/---

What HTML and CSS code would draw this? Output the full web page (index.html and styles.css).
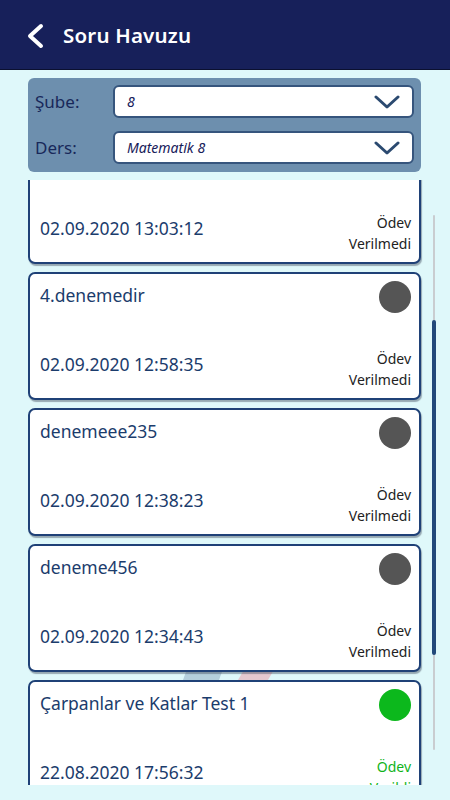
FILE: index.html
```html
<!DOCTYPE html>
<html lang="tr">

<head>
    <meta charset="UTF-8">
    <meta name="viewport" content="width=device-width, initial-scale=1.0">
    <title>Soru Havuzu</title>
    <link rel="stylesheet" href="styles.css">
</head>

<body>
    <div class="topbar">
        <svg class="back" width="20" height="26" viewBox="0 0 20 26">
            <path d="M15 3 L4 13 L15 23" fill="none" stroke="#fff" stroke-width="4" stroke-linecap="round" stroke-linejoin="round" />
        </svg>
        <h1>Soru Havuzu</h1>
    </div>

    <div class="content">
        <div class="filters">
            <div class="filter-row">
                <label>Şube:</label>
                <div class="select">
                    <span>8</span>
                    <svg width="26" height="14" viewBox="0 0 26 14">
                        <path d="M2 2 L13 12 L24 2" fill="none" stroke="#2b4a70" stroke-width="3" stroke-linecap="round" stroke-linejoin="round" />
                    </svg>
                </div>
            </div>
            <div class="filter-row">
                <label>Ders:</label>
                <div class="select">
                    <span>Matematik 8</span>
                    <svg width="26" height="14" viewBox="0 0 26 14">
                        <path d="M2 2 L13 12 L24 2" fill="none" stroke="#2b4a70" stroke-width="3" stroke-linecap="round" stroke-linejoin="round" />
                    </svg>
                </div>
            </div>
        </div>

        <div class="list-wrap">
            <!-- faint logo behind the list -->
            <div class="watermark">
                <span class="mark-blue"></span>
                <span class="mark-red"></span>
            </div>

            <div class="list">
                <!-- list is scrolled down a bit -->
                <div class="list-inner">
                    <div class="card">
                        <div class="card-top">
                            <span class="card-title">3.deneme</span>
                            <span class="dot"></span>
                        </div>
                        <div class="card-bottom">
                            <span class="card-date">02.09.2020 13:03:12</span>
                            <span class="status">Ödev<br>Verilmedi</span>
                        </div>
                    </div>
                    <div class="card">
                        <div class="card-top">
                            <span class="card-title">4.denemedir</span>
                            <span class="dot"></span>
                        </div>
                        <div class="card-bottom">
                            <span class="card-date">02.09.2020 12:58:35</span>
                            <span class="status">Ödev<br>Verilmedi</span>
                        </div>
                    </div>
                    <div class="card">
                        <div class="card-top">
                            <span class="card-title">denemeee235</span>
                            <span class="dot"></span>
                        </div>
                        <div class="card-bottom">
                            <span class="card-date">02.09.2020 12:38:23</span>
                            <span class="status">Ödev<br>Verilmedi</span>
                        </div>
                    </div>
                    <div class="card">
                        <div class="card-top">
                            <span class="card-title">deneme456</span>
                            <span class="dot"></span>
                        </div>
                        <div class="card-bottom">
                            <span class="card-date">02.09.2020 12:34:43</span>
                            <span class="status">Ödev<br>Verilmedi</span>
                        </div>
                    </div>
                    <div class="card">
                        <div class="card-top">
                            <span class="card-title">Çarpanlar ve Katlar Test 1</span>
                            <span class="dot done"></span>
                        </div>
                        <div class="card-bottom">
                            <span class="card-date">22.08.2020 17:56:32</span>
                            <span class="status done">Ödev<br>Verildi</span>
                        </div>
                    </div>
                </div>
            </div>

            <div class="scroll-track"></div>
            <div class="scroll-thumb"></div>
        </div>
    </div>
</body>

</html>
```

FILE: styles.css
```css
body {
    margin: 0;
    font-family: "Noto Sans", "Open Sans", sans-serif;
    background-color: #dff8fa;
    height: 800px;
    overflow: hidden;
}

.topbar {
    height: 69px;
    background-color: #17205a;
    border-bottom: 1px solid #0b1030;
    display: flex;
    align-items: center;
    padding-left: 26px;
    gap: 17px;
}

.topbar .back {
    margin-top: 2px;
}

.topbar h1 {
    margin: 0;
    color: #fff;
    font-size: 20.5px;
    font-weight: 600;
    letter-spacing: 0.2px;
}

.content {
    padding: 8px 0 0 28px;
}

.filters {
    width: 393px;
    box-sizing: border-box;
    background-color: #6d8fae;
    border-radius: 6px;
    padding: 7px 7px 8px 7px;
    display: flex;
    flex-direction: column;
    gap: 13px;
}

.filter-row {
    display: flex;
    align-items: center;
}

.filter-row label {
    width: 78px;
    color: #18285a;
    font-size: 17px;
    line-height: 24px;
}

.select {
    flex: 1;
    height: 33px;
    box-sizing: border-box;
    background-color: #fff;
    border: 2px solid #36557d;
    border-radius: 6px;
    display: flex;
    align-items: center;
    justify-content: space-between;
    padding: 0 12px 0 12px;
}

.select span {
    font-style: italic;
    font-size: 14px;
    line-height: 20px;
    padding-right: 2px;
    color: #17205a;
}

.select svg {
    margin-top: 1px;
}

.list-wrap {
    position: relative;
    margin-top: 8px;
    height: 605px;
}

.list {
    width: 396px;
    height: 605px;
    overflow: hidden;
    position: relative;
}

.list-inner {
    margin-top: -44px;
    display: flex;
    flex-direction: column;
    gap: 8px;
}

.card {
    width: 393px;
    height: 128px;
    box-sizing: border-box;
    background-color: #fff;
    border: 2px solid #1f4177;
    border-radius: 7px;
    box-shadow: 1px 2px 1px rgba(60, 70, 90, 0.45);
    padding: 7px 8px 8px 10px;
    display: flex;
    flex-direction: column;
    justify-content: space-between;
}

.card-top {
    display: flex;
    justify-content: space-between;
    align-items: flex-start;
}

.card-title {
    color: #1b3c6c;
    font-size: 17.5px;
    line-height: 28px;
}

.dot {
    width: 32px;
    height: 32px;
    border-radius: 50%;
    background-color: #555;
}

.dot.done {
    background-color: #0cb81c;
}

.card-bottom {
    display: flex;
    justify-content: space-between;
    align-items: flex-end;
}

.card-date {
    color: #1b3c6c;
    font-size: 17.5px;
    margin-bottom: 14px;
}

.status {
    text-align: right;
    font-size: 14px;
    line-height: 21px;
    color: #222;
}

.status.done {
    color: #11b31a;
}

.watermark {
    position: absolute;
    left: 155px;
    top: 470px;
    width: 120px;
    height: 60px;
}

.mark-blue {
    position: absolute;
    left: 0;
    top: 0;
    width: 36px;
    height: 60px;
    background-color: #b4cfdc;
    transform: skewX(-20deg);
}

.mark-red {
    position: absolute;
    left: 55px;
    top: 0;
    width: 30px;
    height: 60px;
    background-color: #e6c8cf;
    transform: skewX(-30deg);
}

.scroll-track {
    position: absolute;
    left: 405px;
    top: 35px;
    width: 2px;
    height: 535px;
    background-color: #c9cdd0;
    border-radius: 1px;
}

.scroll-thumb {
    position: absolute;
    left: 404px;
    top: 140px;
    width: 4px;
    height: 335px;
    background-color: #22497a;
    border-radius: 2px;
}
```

\---

• **Exercise requirements**
Reproduce the data verbatim. Do not carry any picture into the copy.

• **Worked solution**
What HTML and CSS code would draw this? Output the full web page (index.html and styles.css).
FILE: index.html
```html
<!DOCTYPE html>
<html lang="tr">

<head>
    <meta charset="UTF-8">
    <meta name="viewport" content="width=device-width, initial-scale=1.0">
    <title>Soru Havuzu</title>
    <link rel="stylesheet" href="styles.css">
</head>

<body>
    <div class="topbar">
        <svg class="back" width="20" height="26" viewBox="0 0 20 26">
            <path d="M15 3 L4 13 L15 23" fill="none" stroke="#fff" stroke-width="4" stroke-linecap="round" stroke-linejoin="round" />
        </svg>
        <h1>Soru Havuzu</h1>
    </div>

    <div class="content">
        <div class="filters">
            <div class="filter-row">
                <label>Şube:</label>
                <div class="select">
                    <span>8</span>
                    <svg width="26" height="14" viewBox="0 0 26 14">
                        <path d="M2 2 L13 12 L24 2" fill="none" stroke="#2b4a70" stroke-width="3" stroke-linecap="round" stroke-linejoin="round" />
                    </svg>
                </div>
            </div>
            <div class="filter-row">
                <label>Ders:</label>
                <div class="select">
                    <span>Matematik 8</span>
                    <svg width="26" height="14" viewBox="0 0 26 14">
                        <path d="M2 2 L13 12 L24 2" fill="none" stroke="#2b4a70" stroke-width="3" stroke-linecap="round" stroke-linejoin="round" />
                    </svg>
                </div>
            </div>
        </div>

        <div class="list-wrap">
            <!-- faint logo behind the list -->
            <div class="watermark">
                <span class="mark-blue"></span>
                <span class="mark-red"></span>
            </div>

            <div class="list">
                <!-- list is scrolled down a bit -->
                <div class="list-inner">
                    <div class="card">
                        <div class="card-top">
                            <span class="card-title">3.deneme</span>
                            <span class="dot"></span>
                        </div>
                        <div class="card-bottom">
                            <span class="card-date">02.09.2020 13:03:12</span>
                            <span class="status">Ödev<br>Verilmedi</span>
                        </div>
                    </div>
                    <div class="card">
                        <div class="card-top">
                            <span class="card-title">4.denemedir</span>
                            <span class="dot"></span>
                        </div>
                        <div class="card-bottom">
                            <span class="card-date">02.09.2020 12:58:35</span>
                            <span class="status">Ödev<br>Verilmedi</span>
                        </div>
                    </div>
                    <div class="card">
                        <div class="card-top">
                            <span class="card-title">denemeee235</span>
                            <span class="dot"></span>
                        </div>
                        <div class="card-bottom">
                            <span class="card-date">02.09.2020 12:38:23</span>
                            <span class="status">Ödev<br>Verilmedi</span>
                        </div>
                    </div>
                    <div class="card">
                        <div class="card-top">
                            <span class="card-title">deneme456</span>
                            <span class="dot"></span>
                        </div>
                        <div class="card-bottom">
                            <span class="card-date">02.09.2020 12:34:43</span>
                            <span class="status">Ödev<br>Verilmedi</span>
                        </div>
                    </div>
                    <div class="card">
                        <div class="card-top">
                            <span class="card-title">Çarpanlar ve Katlar Test 1</span>
                            <span class="dot done"></span>
                        </div>
                        <div class="card-bottom">
                            <span class="card-date">22.08.2020 17:56:32</span>
                            <span class="status done">Ödev<br>Verildi</span>
                        </div>
                    </div>
                </div>
            </div>

            <div class="scroll-track"></div>
            <div class="scroll-thumb"></div>
        </div>
    </div>
</body>

</html>
```

FILE: styles.css
```css
body {
    margin: 0;
    font-family: "Noto Sans", "Open Sans", sans-serif;
    background-color: #dff8fa;
    height: 800px;
    overflow: hidden;
}

.topbar {
    height: 69px;
    background-color: #17205a;
    border-bottom: 1px solid #0b1030;
    display: flex;
    align-items: center;
    padding-left: 26px;
    gap: 17px;
}

.topbar .back {
    margin-top: 2px;
}

.topbar h1 {
    margin: 0;
    color: #fff;
    font-size: 20.5px;
    font-weight: 600;
    letter-spacing: 0.2px;
}

.content {
    padding: 8px 0 0 28px;
}

.filters {
    width: 393px;
    box-sizing: border-box;
    background-color: #6d8fae;
    border-radius: 6px;
    padding: 7px 7px 8px 7px;
    display: flex;
    flex-direction: column;
    gap: 13px;
}

.filter-row {
    display: flex;
    align-items: center;
}

.filter-row label {
    width: 78px;
    color: #18285a;
    font-size: 17px;
    line-height: 24px;
}

.select {
    flex: 1;
    height: 33px;
    box-sizing: border-box;
    background-color: #fff;
    border: 2px solid #36557d;
    border-radius: 6px;
    display: flex;
    align-items: center;
    justify-content: space-between;
    padding: 0 12px 0 12px;
}

.select span {
    font-style: italic;
    font-size: 14px;
    line-height: 20px;
    padding-right: 2px;
    color: #17205a;
}

.select svg {
    margin-top: 1px;
}

.list-wrap {
    position: relative;
    margin-top: 8px;
    height: 605px;
}

.list {
    width: 396px;
    height: 605px;
    overflow: hidden;
    position: relative;
}

.list-inner {
    margin-top: -44px;
    display: flex;
    flex-direction: column;
    gap: 8px;
}

.card {
    width: 393px;
    height: 128px;
    box-sizing: border-box;
    background-color: #fff;
    border: 2px solid #1f4177;
    border-radius: 7px;
    box-shadow: 1px 2px 1px rgba(60, 70, 90, 0.45);
    padding: 7px 8px 8px 10px;
    display: flex;
    flex-direction: column;
    justify-content: space-between;
}

.card-top {
    display: flex;
    justify-content: space-between;
    align-items: flex-start;
}

.card-title {
    color: #1b3c6c;
    font-size: 17.5px;
    line-height: 28px;
}

.dot {
    width: 32px;
    height: 32px;
    border-radius: 50%;
    background-color: #555;
}

.dot.done {
    background-color: #0cb81c;
}

.card-bottom {
    display: flex;
    justify-content: space-between;
    align-items: flex-end;
}

.card-date {
    color: #1b3c6c;
    font-size: 17.5px;
    margin-bottom: 14px;
}

.status {
    text-align: right;
    font-size: 14px;
    line-height: 21px;
    color: #222;
}

.status.done {
    color: #11b31a;
}

.watermark {
    position: absolute;
    left: 155px;
    top: 470px;
    width: 120px;
    height: 60px;
}

.mark-blue {
    position: absolute;
    left: 0;
    top: 0;
    width: 36px;
    height: 60px;
    background-color: #b4cfdc;
    transform: skewX(-20deg);
}

.mark-red {
    position: absolute;
    left: 55px;
    top: 0;
    width: 30px;
    height: 60px;
    background-color: #e6c8cf;
    transform: skewX(-30deg);
}

.scroll-track {
    position: absolute;
    left: 405px;
    top: 35px;
    width: 2px;
    height: 535px;
    background-color: #c9cdd0;
    border-radius: 1px;
}

.scroll-thumb {
    position: absolute;
    left: 404px;
    top: 140px;
    width: 4px;
    height: 335px;
    background-color: #22497a;
    border-radius: 2px;
}
```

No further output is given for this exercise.